Many brands that make TVs also manufacture related consumer electronics products such as home theatre systems, DVD and Blu-ray players, or other kinds of audio-video equipment. Expect entertainment bundles from such brands on TVs of higher values. You will find Blu-ray players and HDMI cables bundled. Again, remember that the prices of these products are bound to be exaggerated. For example, if you’re buying an LCD TV forRs70,000, and there’s an offer to bundle a Blu-ray player and home theatre worth Rs50,000, that’s obviously exaggerated.

Also, we are fond of 3D, but not 3D TVs. It’s always best to wait until more movie titles are available. Only the rich can afford to be early adopters; the rest of us should wait and get a good deal on the technology when it’s matured and when it makes sense.

The deals to avoid are the ones that aren’t related at all. We found some deals of a free Internet connection with a TV. If you want an Internet connection, choose one wisely, don’t just accept one along with a TV.


Laptops are another big category of products being sold in the market. Usually, individuals, not families, buy them. So this is a category where you should make sure you buy something that’s right for you. Laptop prices do dip in the festive season, but not as much as home theatres or TVs.

Bundle deals mostly include accessories that you may or may not need—USB extension cords, mice, a flash drive or, if you’re “lucky", a colour printer. However, remember that although it may sound good to get a free printer, you might end up spending a lot more because of your “free" gift. We’ve noticed that the cheaper printers which are bundled usually have the highest running costs, and since most printer manufacturers now make their money through the cartridges you buy, it makes sense to give away cheap printers with just about anything.

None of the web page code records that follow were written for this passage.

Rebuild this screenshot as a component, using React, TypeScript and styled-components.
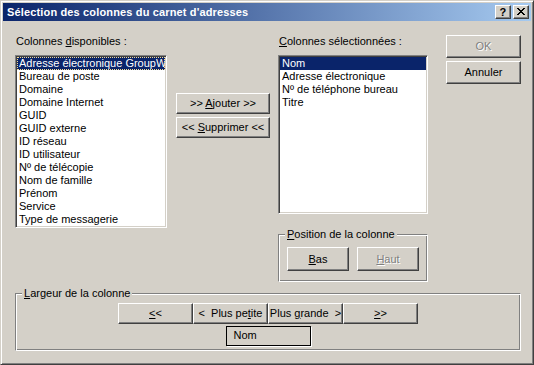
import React from "react";
import styled, { createGlobalStyle, css } from "styled-components";

const GlobalStyle = createGlobalStyle`
  html, body {
    margin: 0;
    padding: 0;
    background: #d4d0c8;
  }
  body {
    font-family: "Liberation Sans", Arial, sans-serif;
    font-size: 11px;
    color: #000;
  }
  * {
    box-sizing: border-box;
  }
`;

const Window = styled.div`
  width: 534px;
  height: 365px;
  background: #d4d0c8;
  border: 1px solid;
  border-color: #d4d0c8 #404040 #404040 #d4d0c8;
  box-shadow: inset 1px 1px #fff, inset -1px -1px #808080;
  padding: 2px;
  display: flex;
  flex-direction: column;
`;

const TitleBar = styled.div`
  height: 18px;
  flex-shrink: 0;
  display: flex;
  align-items: center;
  padding: 0 2px;
  background: linear-gradient(to right, #0a246a, #a6caf0);
  color: #fff;
  font-weight: bold;
  font-size: 11px;
  letter-spacing: 0.15px;
`;

const Title = styled.span`
  margin-left: 2px;
  white-space: nowrap;
`;

const TitleButtons = styled.div`
  margin-left: auto;
  display: flex;
  gap: 2px;
`;

const raised = css`
  background: #d4d0c8;
  border: 1px solid;
  border-color: #fff #404040 #404040 #fff;
  box-shadow: inset -1px -1px #808080;
`;

const TitleButton = styled.div`
  ${raised};
  width: 16px;
  height: 14px;
  display: flex;
  align-items: center;
  justify-content: center;
  color: #000;
  font-size: 11px;
  font-weight: bold;
  line-height: 12px;
  padding-bottom: 1px;
`;

const Body = styled.div`
  padding: 14px 0 0 12px;
  display: flex;
  flex-direction: column;
`;

const TopRow = styled.div`
  display: flex;
  align-items: flex-start;
`;

const Column = styled.div<{ $width: number; $left?: number; $top?: number; $gap?: number }>`
  width: ${(p) => p.$width}px;
  margin-left: ${(p) => p.$left ?? 0}px;
  margin-top: ${(p) => p.$top ?? 0}px;
  display: flex;
  flex-direction: column;
  gap: ${(p) => p.$gap ?? 0}px;
`;

const Label = styled.div`
  height: 13px;
  line-height: 13px;
  padding-left: 1px;
  white-space: nowrap;
`;

const Key = styled.u`
  text-decoration: underline;
  text-underline-offset: 1px;
`;

const ListBox = styled.div<{ $height: number }>`
  margin-top: 7px;
  height: ${(p) => p.$height}px;
  background: #fff;
  border: 1px solid;
  border-color: #808080 #fff #fff #808080;
  box-shadow: inset 1px 1px #404040, inset -1px -1px #d4d0c8;
  padding: 1px;
  overflow: hidden;
`;

const Item = styled.div<{ $selected?: boolean; $focused?: boolean }>`
  height: 13px;
  line-height: 13px;
  padding-left: 2px;
  white-space: nowrap;
  overflow: hidden;
  ${(p) =>
    p.$selected &&
    css`
      background: #0a246a;
      color: #fff;
    `}
  ${(p) =>
    p.$focused &&
    css`
      outline: 1px dotted #f5db95;
      outline-offset: -1px;
    `}
`;

const ButtonFrame = styled.div<{ $width: number; $height: number; $disabled?: boolean }>`
  ${raised};
  width: ${(p) => p.$width}px;
  height: ${(p) => p.$height}px;
  flex-shrink: 0;
  display: flex;
  align-items: center;
  justify-content: center;
  white-space: pre;
  padding-bottom: 1px;
  ${(p) =>
    p.$disabled &&
    css`
      color: #808080;
      text-shadow: 1px 1px #fff;
    `}
`;

const Caption = styled.span`
  white-space: pre;
`;

function PushButton({
  width,
  height,
  disabled,
  children,
}: {
  width: number;
  height: number;
  disabled?: boolean;
  children: React.ReactNode;
}) {
  return (
    <ButtonFrame $width={width} $height={height} $disabled={disabled}>
      <Caption>{children}</Caption>
    </ButtonFrame>
  );
}

const GroupBox = styled.div<{ $width: number; $height: number; $top: number }>`
  position: relative;
  width: ${(p) => p.$width}px;
  height: ${(p) => p.$height}px;
  margin-top: ${(p) => p.$top}px;
  border: 1px solid;
  border-color: #808080 #fff #fff #808080;
  box-shadow: inset 1px 1px #fff, inset -1px -1px #808080;
`;

const Legend = styled.div`
  position: absolute;
  top: -7px;
  left: 6px;
  padding: 0 2px;
  height: 13px;
  line-height: 13px;
  background: #d4d0c8;
  white-space: nowrap;
`;

const PositionRow = styled.div`
  display: flex;
  gap: 8px;
  padding: 12px 0 0 8px;
`;

const WidthContent = styled.div`
  display: flex;
  flex-direction: column;
  align-items: center;
  padding-top: 9px;
  gap: 2px;
`;

const ButtonStrip = styled.div`
  display: flex;
`;

const ValueBox = styled.div`
  width: 85px;
  height: 20px;
  border: 1px solid #000;
  box-shadow: 1px 1px #fff;
  line-height: 17px;
  padding-left: 7px;
`;

const CloseIcon = () => (
  <svg width="8" height="7" viewBox="0 0 8 7" shapeRendering="crispEdges">
    <g fill="#000">
      <rect x="0" y="0" width="2" height="1" />
      <rect x="6" y="0" width="2" height="1" />
      <rect x="1" y="1" width="2" height="1" />
      <rect x="5" y="1" width="2" height="1" />
      <rect x="2" y="2" width="4" height="1" />
      <rect x="3" y="3" width="2" height="1" />
      <rect x="2" y="4" width="4" height="1" />
      <rect x="1" y="5" width="2" height="1" />
      <rect x="5" y="5" width="2" height="1" />
      <rect x="0" y="6" width="2" height="1" />
      <rect x="6" y="6" width="2" height="1" />
    </g>
  </svg>
);

const available = [
  "Adresse électronique GroupWise",
  "Bureau de poste",
  "Domaine",
  "Domaine Internet",
  "GUID",
  "GUID externe",
  "ID réseau",
  "ID utilisateur",
  "Nº de télécopie",
  "Nom de famille",
  "Prénom",
  "Service",
  "Type de messagerie",
];

const selected = ["Nom", "Adresse électronique", "Nº de téléphone bureau", "Titre"];

export default function App() {
  return (
    <>
      <GlobalStyle />
      <Window>
        <TitleBar>
          <Title>Sélection des colonnes du carnet d'adresses</Title>
          <TitleButtons>
            <TitleButton>?</TitleButton>
            <TitleButton>
              <CloseIcon />
            </TitleButton>
          </TitleButtons>
        </TitleBar>
        <Body>
          <TopRow>
            <Column $width={152}>
              <Label>
                Colonnes <Key>d</Key>isponibles :
              </Label>
              <ListBox $height={173}>
                {available.map((name, i) => (
                  <Item key={name} $selected={i === 0} $focused={i === 0}>
                    {name}
                  </Item>
                ))}
              </ListBox>
            </Column>

            <Column $width={94} $left={9} $top={58} $gap={3}>
              <PushButton width={94} height={21}>
                {">> "}
                <Key>A</Key>
                {"jouter >>"}
              </PushButton>
              <PushButton width={94} height={21}>
                {"<< "}
                <Key>S</Key>
                {"upprimer <<"}
              </PushButton>
            </Column>

            <Column $width={150} $left={8}>
              <Label>
                <Key>C</Key>olonnes sélectionnées :
              </Label>
              <ListBox $height={159}>
                {selected.map((name, i) => (
                  <Item key={name} $selected={i === 0}>
                    {name}
                  </Item>
                ))}
              </ListBox>
              <GroupBox $width={150} $height={48} $top={20}>
                <Legend>
                  <Key>P</Key>osition de la colonne
                </Legend>
                <PositionRow>
                  <PushButton width={62} height={24}>
                    <Key>B</Key>
                    {"as"}
                  </PushButton>
                  <PushButton width={62} height={24} disabled>
                    <Key>H</Key>
                    {"aut"}
                  </PushButton>
                </PositionRow>
              </GroupBox>
            </Column>

            <Column $width={75} $left={18} $gap={3}>
              <PushButton width={75} height={23} disabled>
                OK
              </PushButton>
              <PushButton width={75} height={23}>
                Annuler
              </PushButton>
            </Column>
          </TopRow>

          <GroupBox $width={506} $height={58} $top={11}>
            <Legend>
              <Key>L</Key>argeur de la colonne
            </Legend>
            <WidthContent>
              <ButtonStrip>
                <PushButton width={75} height={21}>
                  <Key>{"<"}</Key>
                  {"<"}
                </PushButton>
                <PushButton width={75} height={21}>
                  {"<  Plus pe"}
                  <Key>t</Key>
                  {"ite"}
                </PushButton>
                <PushButton width={75} height={21}>
                  {"Plus "}
                  <Key>g</Key>
                  {"rande  >"}
                </PushButton>
                <PushButton width={75} height={21}>
                  <Key>{">"}</Key>
                  {">"}
                </PushButton>
              </ButtonStrip>
              <ValueBox>Nom</ValueBox>
            </WidthContent>
          </GroupBox>
        </Body>
      </Window>
    </>
  );
}
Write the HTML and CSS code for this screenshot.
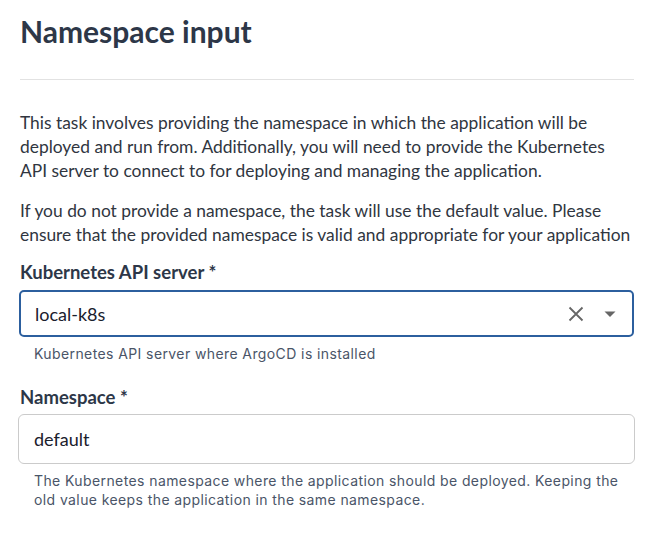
FILE: index.html
```html
<!DOCTYPE html>
<html>
<head>
<meta charset="utf-8">
<link rel="stylesheet" href="styles.css">
</head>
<body>
<div class="page">
  <h1 class="title">Namespace input</h1>
  <hr class="divider">
  <p class="desc">This task involves providing the namespace in which the application will be deployed and run from. Additionally, you will need to provide the Kubernetes API server to connect to for deploying and managing the application.</p>
  <p class="desc desc-2">If you do not provide a namespace, the task will use the default value. Please ensure that the provided namespace is valid and appropriate for your application</p>

  <div class="field field-first">
    <label class="label">Kubernetes API server *</label>
    <div class="control select">
      <span class="value">local-k8s</span>
      <span class="icons">
        <svg class="clear" width="16" height="16" viewBox="0 0 16 16"><path d="M1.5 1.5 L14.5 14.5 M14.5 1.5 L1.5 14.5" stroke="#666" stroke-width="1.8" fill="none"/></svg>
        <svg class="caret" width="12" height="6" viewBox="0 0 12 6"><path d="M0.5 0.5 L11.5 0.5 L6 6 Z" fill="#666"/></svg>
      </span>
    </div>
    <div class="help">Kubernetes API server where ArgoCD is installed</div>
  </div>

  <div class="field field-second">
    <label class="label">Namespace *</label>
    <div class="control input">
      <span class="value">default</span>
    </div>
    <div class="help">The Kubernetes namespace where the application should be deployed. Keeping the old value keeps the application in the same namespace.</div>
  </div>
</div>
</body>
</html>
```

FILE: styles.css
```css
html, body {
  margin: 0;
  padding: 0;
  background: #ffffff;
}
body {
  font-family: Lato, "Liberation Sans", sans-serif;
  color: #2d3748;
}
.page {
  padding: 13px 19px 0 19px;
  width: 615px;
}
.title {
  margin: 0 0 0 1px;
  font-size: 30px;
  font-weight: 700;
  line-height: 36px;
  color: #2d3748;
}
.divider {
  border: none;
  border-top: 1px solid #e2e2e2;
  margin: 30px 0 0 1px;
  height: 0;
}
.desc {
  margin: 31px 0 0 1px;
  font-size: 17.4px;
  line-height: 24px;
  color: #30363f;
}
.desc-2 {
  margin-top: 16px;
}
.field {
  display: flex;
  flex-direction: column;
}
.field-first {
  margin-top: 13px;
}
.field-second {
  margin-top: 22px;
}
.label {
  font-size: 18.5px;
  font-weight: 700;
  line-height: 24px;
  color: #2d3748;
  margin-left: 1px;
}
.control {
  display: flex;
  align-items: center;
  box-sizing: border-box;
  padding: 0 14px;
  font-size: 18px;
  color: #1a202c;
}
.select {
  margin-top: 6px;
  border: 2px solid #2c5f9e;
  border-radius: 5px;
  height: 47px;
  width: 615px;
  padding-right: 16px;
}
.input {
  margin-top: 5px;
  border: 1px solid #cbcbcb;
  border-radius: 6px;
  height: 50px;
  padding-left: 15px;
  width: 617px;
  margin-left: -1px;
}
.value {
  flex: 1;
}
.icons {
  display: flex;
  align-items: center;
  gap: 20px;
}
.help {
  margin: 7px 0 0 15px;
  font-family: Inter, "Noto Sans", sans-serif;
  font-size: 14px;
  line-height: 19px;
  letter-spacing: 0.4px;
  color: #4a5568;
}
```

As for the other goodies, the USB cord, mouse and accessories that may be offered are rarely worth more than a few hundred rupees, so don’t base your buying decision on them.

Exchange Offers

Some of the offers in the market today might have something to do with exchanging older products and getting new ones in their place. Of course, you’ll have to pay a big chunk of the new product’s price. There’s a possibility that you will end up spending more or less the same amount as the new product. Look for at least a 20% reduction in the retail price before opting for an exchange. If not, you’ll most likely be giving away your old product for free and getting the new product for the usual MOP (market operating price) you’d pay anyway.

Daily Online Deals

If you are tired of waiting for deals, there are a few sites online that regularly have these. One of the more relevant ones is Bindaas Bargain (www.bindaasbargain.com). The site has new products with discounts being put up every day. Not all of their products are consumer electronics, but every couple of days you’ll find DVD players, Bluetooth headsets, phones , etc, being sold. Similarly, Loot More (www.lootmore. com) offers deals on electronics and PC peripherals. The prices are more or less the same as in retail, but you get free shipping on most of the products. 123Loot (www.123loot.com) is a similar site which has quite a few cameras, speakers, phones, storage drives and other PC and laptop accessories being sold regularly.